China Anti-Corruption Authorities Say They Punished 6,500

China Anti-Corruption Authorities Say They Punished 6,500
China's Politburo Standing Committee member Wang Qishan attends the opening session of the National People's Congress at the Great Hall of the People in Beijing on March 5, 2014. (Feng Li/Getty Images)
Frank Fang
9/18/2014
Updated:
7/18/2015

The Chinese Communist Party’s anti-corruption task force, the Central Commission for Discipline Inspection, said that it has punished a total of 6,576 officials in three provinces over the past 8 months.

The officials were disciplined for their violations of law and Party rules, the reports said—though usually such locutions are another way of saying “corruption.”

Three provinces were involved: Guizhou, Gansu and Jilin Provinces, in China’s southwest, northwest, and northeast respectively.

The report said that both the numbers of officials being punished and the officials involved in corruption had increased dramatically from last year, though the reasoning for the latter was not explained. Detailed numbers were provided of the increases in percentages of cases where disciplinary action was taken in the various provinces.

The precise punishments meted out to the miscreants was not explained. Party investigative procedures can sometimes involve mere slaps on the wrist. In other cases disciplinary action can involve the handing over of suspected malefactors to sadistic enforcers, not officially government employees, who carry out beatings and torture on those suspected of wrongdoing in order to extract confessions.
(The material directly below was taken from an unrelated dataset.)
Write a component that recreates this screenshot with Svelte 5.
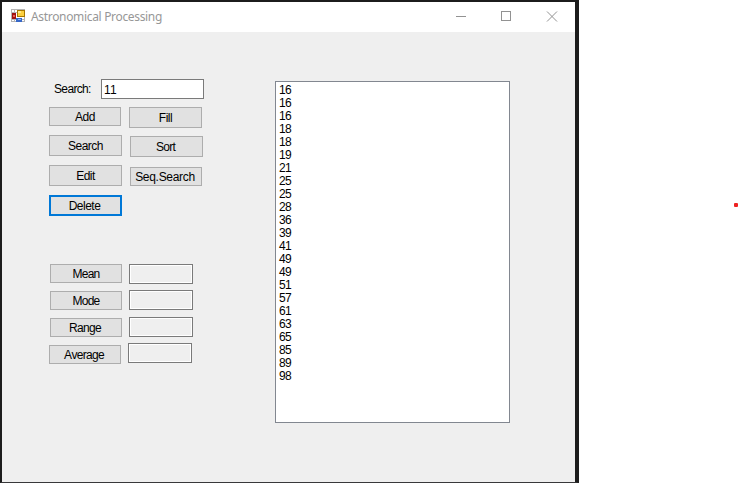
<script>
  const actions = [
    { label: 'Add', w: 72, h: 19, x: 0, gap: 0, dx: 0, ls: -0.5 },
    { label: 'Search', w: 73, h: 21, x: 0, gap: 9, dx: 0, ls: -0.5 },
    { label: 'Edit', w: 73, h: 21, x: 0, gap: 9, dx: 0, ls: -0.5 },
    { label: 'Delete', w: 73, h: 21, x: 0, gap: 9, dx: -1, ls: -0.5 , focused: true }
  ];
  const tools = [
    { label: 'Fill', w: 73, h: 21, x: 0, gap: 0, dx: 0, ls: -0.5 },
    { label: 'Sort', w: 73, h: 21, x: 1, gap: 8, dx: -1, ls: -0.7 },
    { label: 'Seq.Search', w: 72, h: 19, x: 1, gap: 10, dx: -1, ls: -0.7 + 0.4 }
  ];
  const stats = [
    { label: 'Mean', w: 72, h: 19, x: 1, gap: 0, dx: 0, ls: -0.8 },
    { label: 'Mode', w: 72, h: 19, x: 1, gap: 8, dx: 0, ls: -0.8 },
    { label: 'Range', w: 72, h: 19, x: 1, gap: 8, dx: -1, ls: -0.7 },
    { label: 'Average', w: 72, h: 19, x: 0, gap: 8, dx: -1, ls: -0.7 }
  ];
  const results = [
    { x: 1, gap: 0 },
    { x: 1, gap: 6 },
    { x: 1, gap: 7 },
    { x: 0, gap: 6 }
  ];
  const values = [16, 16, 16, 18, 18, 19, 21, 25, 25, 28, 36, 39, 41, 49, 49, 51, 57, 61, 63, 65, 85, 89, 98];
</script>

{#snippet button(b)}
  <button class:focused={b.focused} style="width:{b.w}px;height:{b.h}px;margin-left:{b.x}px;margin-top:{b.gap}px">
    <span style="margin-left:{b.dx * 2}px;letter-spacing:{b.ls}px">{b.label}</span>
  </button>
{/snippet}

<main>
  <div class="window">
    <header>
      <svg class="logo" width="14" height="14" viewBox="0 0 14 14" shape-rendering="crispEdges">
        <path d="M.5.5h13v12H.5zM.5 3.5h6M.5 10.5h13M3.5.5v12" fill="#fff" stroke="#b4b4b4" />
        <rect x="6" y="1" width="8" height="7" fill="#a87800" />
        <rect x="7" y="2" width="6" height="5" fill="#fcd040" />
        <rect x="7" y="2" width="3" height="2" fill="#ffe88a" />
        <rect x="1" y="4" width="4" height="6" fill="#a01010" />
        <rect x="2" y="6" width="2" height="2" fill="#e86050" />
        <rect x="5" y="9" width="6" height="4" fill="#3768c8" />
        <rect x="7" y="10" width="3" height="1" fill="#8bb4f8" />
      </svg>
      <h1>Astronomical Processing</h1>
      <svg class="caption" width="102" height="12" viewBox="0 0 102 12" fill="none" stroke="#929292">
        <path d="M0 5.5h10M45.5 .5h9v9h-9z" shape-rendering="crispEdges" />
        <path d="M91 .5l10 10M101 .5l-10 10" />
      </svg>
    </header>

    <section class="form">
      <div class="controls">
        <label><span>Search:</span><input type="text" value="11" /></label>
        <div class="pair actions">
          <div class="column left">{#each actions as b}{@render button(b)}{/each}</div>
          <div class="column">{#each tools as b}{@render button(b)}{/each}</div>
        </div>
        <div class="pair">
          <div class="column left">{#each stats as b}{@render button(b)}{/each}</div>
          <div class="column">
            {#each results as r}
              <div class="result" style="margin-left:{r.x}px;margin-top:{r.gap}px"></div>
            {/each}
          </div>
        </div>
      </div>
      <ul>{#each values as v}<li>{v}</li>{/each}</ul>
    </section>
  </div>
  <span class="dot"></span>
</main>

<style>
  :global(body) { margin: 0; background: #fff; }
  main {
    display: flex;
    height: 483px;
    font: 12px/13px "Liberation Sans", Arial, sans-serif;
    font-kerning: none;
    color: #000;
  }
  .window {
    box-sizing: border-box;
    width: 579px;
    height: 483px;
    display: flex;
    flex-direction: column;
    background: #efefef;
    border: solid #1c1c1c;
    border-width: 2px 4px 1px 2px;
    border-bottom-color: #38383a;
  }
  header { display: flex; height: 30px; background: #fff; }
  .logo { margin: 7px 0 0 9px; }
  h1 {
    margin: 6px 0 0 6px;
    width: 425px;
    font: 12px/18px "Noto Sans", "Open Sans", sans-serif;
    letter-spacing: -0.33px;
    color: #979797;
    white-space: nowrap;
  }
  .caption { margin-top: 9px; }
  .form { display: flex; align-items: flex-start; }
  .controls { width: 226px; padding: 47px 0 0 47px; }
  label { display: flex; height: 20px; }
  label span { width: 47px; padding: 4px 0 0 5px; letter-spacing: -0.65px; }
  input {
    box-sizing: border-box;
    width: 103px;
    height: 20px;
    padding: 1px 2px 0;
    border: 1px solid #7a7a7a;
    background: #fff;
    font: inherit;
    font-kerning: none;
    letter-spacing: -0.6px;
    color: #000;
    outline: none;
  }
  .pair { display: flex; }
  .actions { margin-top: 8px; height: 157px; }
  .column { display: flex; flex-direction: column; width: 80px; }
  .left { flex: none; width: 79px; }
  .actions .left { width: 80px; }
  button {
    box-sizing: border-box;
    flex: none;
    display: flex;
    align-items: center;
    justify-content: center;
    padding: 1px 0 0;
    border: 1px solid #adadad;
    border-radius: 0;
    background: #e1e1e1;
    font: inherit;
    font-kerning: none;
    color: #000;
    white-space: nowrap;
  }
  button.focused { border: 2px solid #0078d7; }
  .result {
    box-sizing: border-box;
    width: 64px;
    height: 20px;
    border: 1px solid #7a7a7a;
    background: #efefef;
    box-shadow: inset 0 0 0 1px #fff;
  }
  ul {
    box-sizing: border-box;
    width: 235px;
    height: 342px;
    margin: 49px 0 0;
    padding: 2px 0 0 3px;
    border: 1px solid #828790;
    background: #fff;
    list-style: none;
    letter-spacing: -0.6px;
  }
  .dot { width: 4px; height: 4px; margin: 203px 0 0 155px; border-radius: 1px; background: #ee2222; }
</style>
This takes place through what is called the shuanggui process—a secretive internal Party disciplinary and interrogation procedure used for those suspected of corruption.

It was unclear from reports whether the thousands of officials targeted over the last 8 months in those three provinces were all dealt with under shuanggui, which may have been a tax on the resources of those areas’ anti-corruption agencies.